## What is asked
Check every line below for the word "React" and copy each one that has it.

## Stored data
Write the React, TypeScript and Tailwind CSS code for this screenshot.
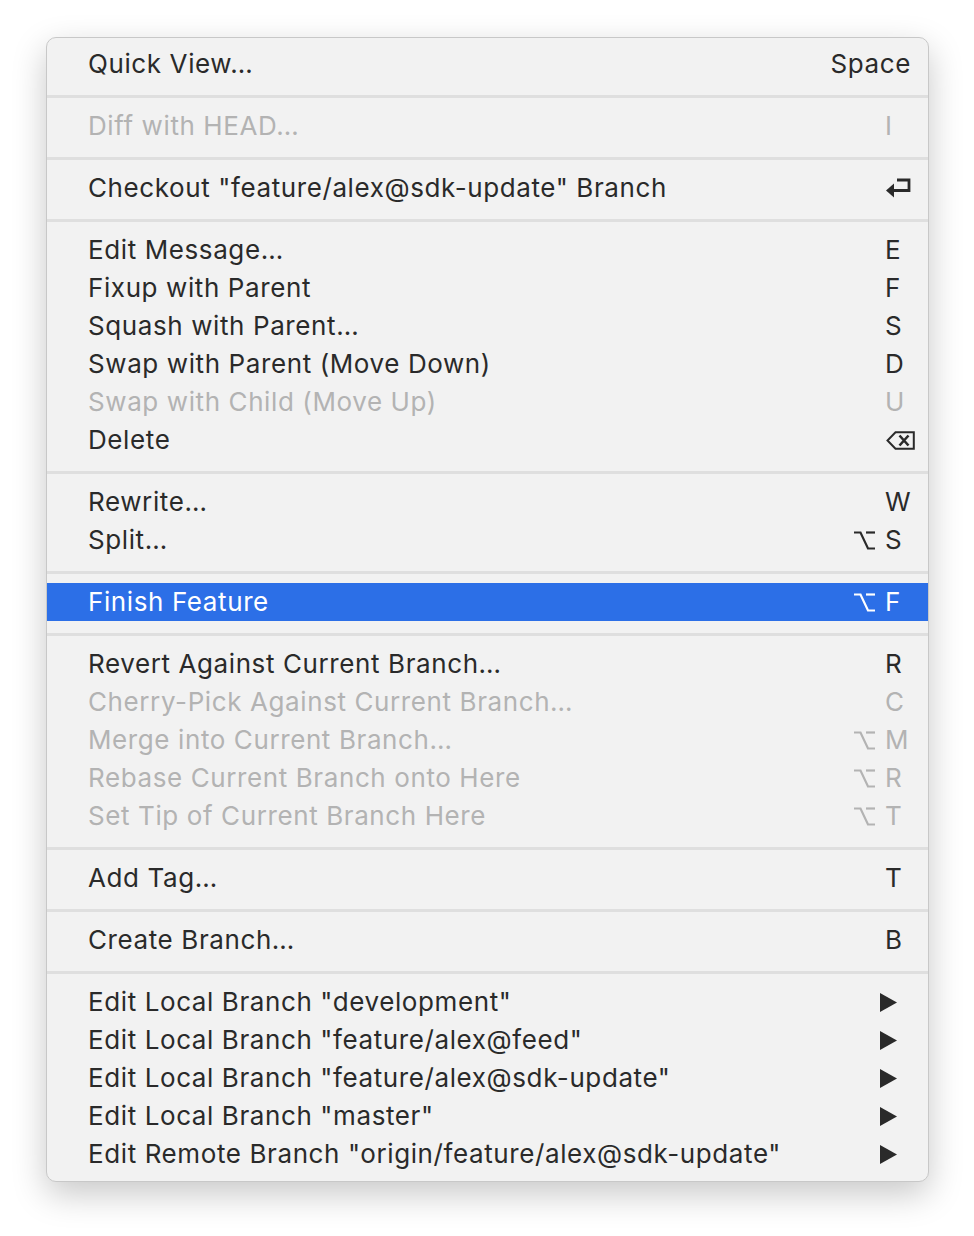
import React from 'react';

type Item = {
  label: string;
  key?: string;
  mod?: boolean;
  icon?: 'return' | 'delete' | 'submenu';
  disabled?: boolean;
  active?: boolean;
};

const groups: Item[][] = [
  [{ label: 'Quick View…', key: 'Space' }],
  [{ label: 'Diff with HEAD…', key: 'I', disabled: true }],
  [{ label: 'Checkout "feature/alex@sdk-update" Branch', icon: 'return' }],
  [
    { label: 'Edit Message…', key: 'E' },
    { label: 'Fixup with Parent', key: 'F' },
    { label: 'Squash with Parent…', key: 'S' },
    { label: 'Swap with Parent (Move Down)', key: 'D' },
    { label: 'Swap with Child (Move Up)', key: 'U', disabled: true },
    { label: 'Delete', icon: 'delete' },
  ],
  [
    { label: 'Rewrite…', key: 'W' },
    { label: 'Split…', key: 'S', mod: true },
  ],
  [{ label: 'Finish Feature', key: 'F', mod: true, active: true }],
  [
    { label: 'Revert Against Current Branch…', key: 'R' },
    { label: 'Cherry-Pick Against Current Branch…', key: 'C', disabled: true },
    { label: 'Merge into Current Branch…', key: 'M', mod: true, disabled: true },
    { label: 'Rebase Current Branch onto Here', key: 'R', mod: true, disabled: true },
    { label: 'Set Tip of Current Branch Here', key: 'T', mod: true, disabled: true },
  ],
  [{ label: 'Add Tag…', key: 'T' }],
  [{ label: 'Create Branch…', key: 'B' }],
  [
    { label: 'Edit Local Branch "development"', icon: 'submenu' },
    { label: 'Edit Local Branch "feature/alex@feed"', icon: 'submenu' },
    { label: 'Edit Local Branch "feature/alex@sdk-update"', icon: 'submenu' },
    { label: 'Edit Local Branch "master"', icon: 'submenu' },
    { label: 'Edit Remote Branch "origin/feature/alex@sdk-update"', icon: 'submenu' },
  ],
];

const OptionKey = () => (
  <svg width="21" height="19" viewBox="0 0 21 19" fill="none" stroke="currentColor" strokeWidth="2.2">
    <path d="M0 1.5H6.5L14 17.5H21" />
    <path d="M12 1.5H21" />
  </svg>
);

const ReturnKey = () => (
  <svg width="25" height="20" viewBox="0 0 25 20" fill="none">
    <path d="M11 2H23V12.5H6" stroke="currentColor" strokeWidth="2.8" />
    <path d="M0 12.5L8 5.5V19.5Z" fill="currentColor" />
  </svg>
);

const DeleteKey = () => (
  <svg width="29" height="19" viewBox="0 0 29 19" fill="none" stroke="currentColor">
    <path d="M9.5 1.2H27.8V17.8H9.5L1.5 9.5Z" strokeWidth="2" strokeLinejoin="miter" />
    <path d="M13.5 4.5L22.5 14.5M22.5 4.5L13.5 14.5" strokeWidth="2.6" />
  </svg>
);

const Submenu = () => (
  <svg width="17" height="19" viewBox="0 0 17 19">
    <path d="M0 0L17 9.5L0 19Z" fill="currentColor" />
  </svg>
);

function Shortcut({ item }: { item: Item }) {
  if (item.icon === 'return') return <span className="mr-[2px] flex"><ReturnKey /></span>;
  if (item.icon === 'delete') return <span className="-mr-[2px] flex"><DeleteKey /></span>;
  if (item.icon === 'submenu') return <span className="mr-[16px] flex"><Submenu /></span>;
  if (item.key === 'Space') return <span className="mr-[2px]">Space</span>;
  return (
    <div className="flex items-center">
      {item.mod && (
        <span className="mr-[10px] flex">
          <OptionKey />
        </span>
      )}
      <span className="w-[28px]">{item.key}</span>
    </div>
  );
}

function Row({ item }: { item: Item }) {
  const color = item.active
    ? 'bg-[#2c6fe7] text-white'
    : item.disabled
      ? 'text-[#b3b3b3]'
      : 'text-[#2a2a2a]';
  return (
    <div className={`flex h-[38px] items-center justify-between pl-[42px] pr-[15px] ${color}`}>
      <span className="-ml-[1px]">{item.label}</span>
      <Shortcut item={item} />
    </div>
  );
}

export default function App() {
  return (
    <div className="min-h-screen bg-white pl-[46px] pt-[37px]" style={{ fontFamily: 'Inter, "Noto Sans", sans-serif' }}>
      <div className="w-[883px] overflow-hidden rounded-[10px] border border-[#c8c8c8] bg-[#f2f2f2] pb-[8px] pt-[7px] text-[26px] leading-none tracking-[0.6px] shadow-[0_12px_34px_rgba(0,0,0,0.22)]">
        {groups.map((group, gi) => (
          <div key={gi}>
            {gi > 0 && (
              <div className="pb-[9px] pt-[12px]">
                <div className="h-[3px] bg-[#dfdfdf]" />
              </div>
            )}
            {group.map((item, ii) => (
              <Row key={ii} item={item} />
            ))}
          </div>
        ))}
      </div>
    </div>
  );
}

## Exercise result
Write the React, TypeScript and Tailwind CSS code for this screenshot.
import React from 'react';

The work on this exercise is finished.